Kori Clements resigned as Amarillo High’s volleyball coach. She blamed parental interference into playing time decisions the coach was making as her reason for quitting. Clements cited a lack of support from the Amarillo school district administration and the board as the catalyst for her resignation.

I won’t get into the details of what allegedly occurred, or discuss the parent involved.

However, there is a stern lesson that must not be lost on parents of children who are enrolled in public schools. The lesson also applies — perhaps even more stringently — to parents of those students who participate in extracurricular activities.

The bottom line? Let the educators in whose trust we put our children do the jobs they are paid to do!

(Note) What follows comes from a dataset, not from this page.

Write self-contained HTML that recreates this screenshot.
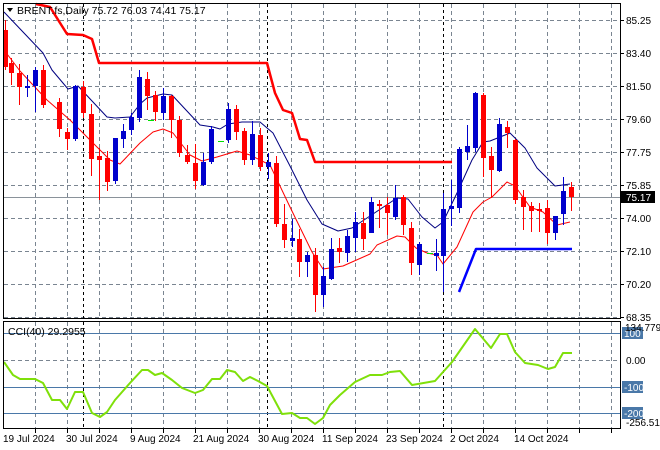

Coaches, or band directors, or theatrical instructors all play a part in extending children’s educational experience. We should trust that they are doing their jobs ethically, with compassion, patience and even love for our children.

Absent demonstrable abuse or incompetence on an educator’s part, parents are asked simply to do the right thing by their children, which is to give them support and to encourage them to do their best. It’s in the unwritten rule book under Parenthood 101.

There appears to be no sign — none whatsoever! — of anything approaching malfeasance on the part of Coach Clements. She wasn’t abusing her athletes or mistreating them in any way. She reportedly was seeking to put the best players on the floor and seeking to manage their playing time to produce the most victories for her school volleyball team as possible.

There is a lesson here for all parents and, yes, for all school administrators.

Just as parents must support their children, school administrators must demonstrate support for the faculty members they hire to educate the children parents put in their trust.

This Amarillo Independent School District story likely hasn’t played itself out all the way. I’ll continue to watch it unfold as time goes by.

But, dang it, man! Let’s not allow the horrendous mistakes — and alleged misconduct — of a fanatical parent cause us to lose sight of the need to protect our children properly or of the need to support the educators who are doing the right thing.